Raw data:

BEGIN

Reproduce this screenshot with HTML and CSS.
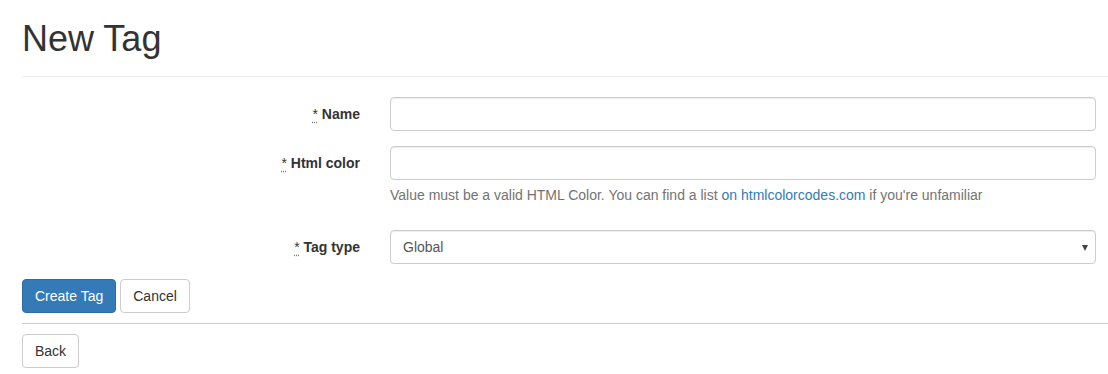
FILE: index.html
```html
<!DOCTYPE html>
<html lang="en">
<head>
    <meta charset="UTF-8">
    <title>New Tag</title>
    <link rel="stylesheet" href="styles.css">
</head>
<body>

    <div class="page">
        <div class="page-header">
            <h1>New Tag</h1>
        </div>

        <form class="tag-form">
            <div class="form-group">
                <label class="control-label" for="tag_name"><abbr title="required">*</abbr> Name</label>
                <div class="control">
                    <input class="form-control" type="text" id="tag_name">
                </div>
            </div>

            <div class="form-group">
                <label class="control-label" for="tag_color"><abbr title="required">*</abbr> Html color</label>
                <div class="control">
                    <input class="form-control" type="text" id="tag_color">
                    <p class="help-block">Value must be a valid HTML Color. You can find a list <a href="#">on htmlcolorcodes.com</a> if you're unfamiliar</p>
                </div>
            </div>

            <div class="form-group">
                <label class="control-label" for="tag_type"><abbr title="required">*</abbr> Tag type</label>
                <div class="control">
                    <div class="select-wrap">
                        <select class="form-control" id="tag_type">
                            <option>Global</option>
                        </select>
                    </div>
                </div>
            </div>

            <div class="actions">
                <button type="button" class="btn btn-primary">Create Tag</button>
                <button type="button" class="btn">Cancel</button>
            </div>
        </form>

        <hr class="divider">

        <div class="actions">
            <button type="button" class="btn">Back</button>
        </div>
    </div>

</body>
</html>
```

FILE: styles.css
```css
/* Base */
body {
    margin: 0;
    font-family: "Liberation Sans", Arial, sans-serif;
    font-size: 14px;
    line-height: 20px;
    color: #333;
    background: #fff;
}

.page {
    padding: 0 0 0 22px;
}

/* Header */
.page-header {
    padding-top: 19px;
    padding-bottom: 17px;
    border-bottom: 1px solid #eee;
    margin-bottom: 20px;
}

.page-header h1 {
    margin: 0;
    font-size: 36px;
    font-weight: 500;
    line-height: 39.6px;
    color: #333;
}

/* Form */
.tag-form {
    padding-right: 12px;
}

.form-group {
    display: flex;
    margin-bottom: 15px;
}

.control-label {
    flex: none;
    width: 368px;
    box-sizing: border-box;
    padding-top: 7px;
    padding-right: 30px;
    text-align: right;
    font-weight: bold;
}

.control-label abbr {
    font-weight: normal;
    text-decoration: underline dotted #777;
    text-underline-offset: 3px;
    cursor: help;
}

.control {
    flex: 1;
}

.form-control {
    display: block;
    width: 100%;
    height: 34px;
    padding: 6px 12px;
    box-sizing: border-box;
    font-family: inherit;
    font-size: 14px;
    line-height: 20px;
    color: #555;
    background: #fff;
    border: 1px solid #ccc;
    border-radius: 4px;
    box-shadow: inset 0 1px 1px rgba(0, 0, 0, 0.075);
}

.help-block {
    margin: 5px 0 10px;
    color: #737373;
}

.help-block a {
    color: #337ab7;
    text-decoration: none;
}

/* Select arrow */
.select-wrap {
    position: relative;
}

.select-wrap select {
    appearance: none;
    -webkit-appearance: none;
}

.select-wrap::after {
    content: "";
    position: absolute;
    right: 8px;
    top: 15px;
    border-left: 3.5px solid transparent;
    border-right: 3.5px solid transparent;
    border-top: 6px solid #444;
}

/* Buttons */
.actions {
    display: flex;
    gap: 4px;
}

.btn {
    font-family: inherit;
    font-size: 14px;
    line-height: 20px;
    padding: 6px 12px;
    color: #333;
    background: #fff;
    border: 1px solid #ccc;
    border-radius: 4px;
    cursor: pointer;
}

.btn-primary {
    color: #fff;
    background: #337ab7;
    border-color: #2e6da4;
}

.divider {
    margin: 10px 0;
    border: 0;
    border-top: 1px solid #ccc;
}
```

END

Set down the complete material exactly, but do not include the images.

Reproduce this screenshot with HTML and CSS.
FILE: index.html
```html
<!DOCTYPE html>
<html lang="en">
<head>
    <meta charset="UTF-8">
    <title>New Tag</title>
    <link rel="stylesheet" href="styles.css">
</head>
<body>

    <div class="page">
        <div class="page-header">
            <h1>New Tag</h1>
        </div>

        <form class="tag-form">
            <div class="form-group">
                <label class="control-label" for="tag_name"><abbr title="required">*</abbr> Name</label>
                <div class="control">
                    <input class="form-control" type="text" id="tag_name">
                </div>
            </div>

            <div class="form-group">
                <label class="control-label" for="tag_color"><abbr title="required">*</abbr> Html color</label>
                <div class="control">
                    <input class="form-control" type="text" id="tag_color">
                    <p class="help-block">Value must be a valid HTML Color. You can find a list <a href="#">on htmlcolorcodes.com</a> if you're unfamiliar</p>
                </div>
            </div>

            <div class="form-group">
                <label class="control-label" for="tag_type"><abbr title="required">*</abbr> Tag type</label>
                <div class="control">
                    <div class="select-wrap">
                        <select class="form-control" id="tag_type">
                            <option>Global</option>
                        </select>
                    </div>
                </div>
            </div>

            <div class="actions">
                <button type="button" class="btn btn-primary">Create Tag</button>
                <button type="button" class="btn">Cancel</button>
            </div>
        </form>

        <hr class="divider">

        <div class="actions">
            <button type="button" class="btn">Back</button>
        </div>
    </div>

</body>
</html>
```

FILE: styles.css
```css
/* Base */
body {
    margin: 0;
    font-family: "Liberation Sans", Arial, sans-serif;
    font-size: 14px;
    line-height: 20px;
    color: #333;
    background: #fff;
}

.page {
    padding: 0 0 0 22px;
}

/* Header */
.page-header {
    padding-top: 19px;
    padding-bottom: 17px;
    border-bottom: 1px solid #eee;
    margin-bottom: 20px;
}

.page-header h1 {
    margin: 0;
    font-size: 36px;
    font-weight: 500;
    line-height: 39.6px;
    color: #333;
}

/* Form */
.tag-form {
    padding-right: 12px;
}

.form-group {
    display: flex;
    margin-bottom: 15px;
}

.control-label {
    flex: none;
    width: 368px;
    box-sizing: border-box;
    padding-top: 7px;
    padding-right: 30px;
    text-align: right;
    font-weight: bold;
}

.control-label abbr {
    font-weight: normal;
    text-decoration: underline dotted #777;
    text-underline-offset: 3px;
    cursor: help;
}

.control {
    flex: 1;
}

.form-control {
    display: block;
    width: 100%;
    height: 34px;
    padding: 6px 12px;
    box-sizing: border-box;
    font-family: inherit;
    font-size: 14px;
    line-height: 20px;
    color: #555;
    background: #fff;
    border: 1px solid #ccc;
    border-radius: 4px;
    box-shadow: inset 0 1px 1px rgba(0, 0, 0, 0.075);
}

.help-block {
    margin: 5px 0 10px;
    color: #737373;
}

.help-block a {
    color: #337ab7;
    text-decoration: none;
}

/* Select arrow */
.select-wrap {
    position: relative;
}

.select-wrap select {
    appearance: none;
    -webkit-appearance: none;
}

.select-wrap::after {
    content: "";
    position: absolute;
    right: 8px;
    top: 15px;
    border-left: 3.5px solid transparent;
    border-right: 3.5px solid transparent;
    border-top: 6px solid #444;
}

/* Buttons */
.actions {
    display: flex;
    gap: 4px;
}

.btn {
    font-family: inherit;
    font-size: 14px;
    line-height: 20px;
    padding: 6px 12px;
    color: #333;
    background: #fff;
    border: 1px solid #ccc;
    border-radius: 4px;
    cursor: pointer;
}

.btn-primary {
    color: #fff;
    background: #337ab7;
    border-color: #2e6da4;
}

.divider {
    margin: 10px 0;
    border: 0;
    border-top: 1px solid #ccc;
}
```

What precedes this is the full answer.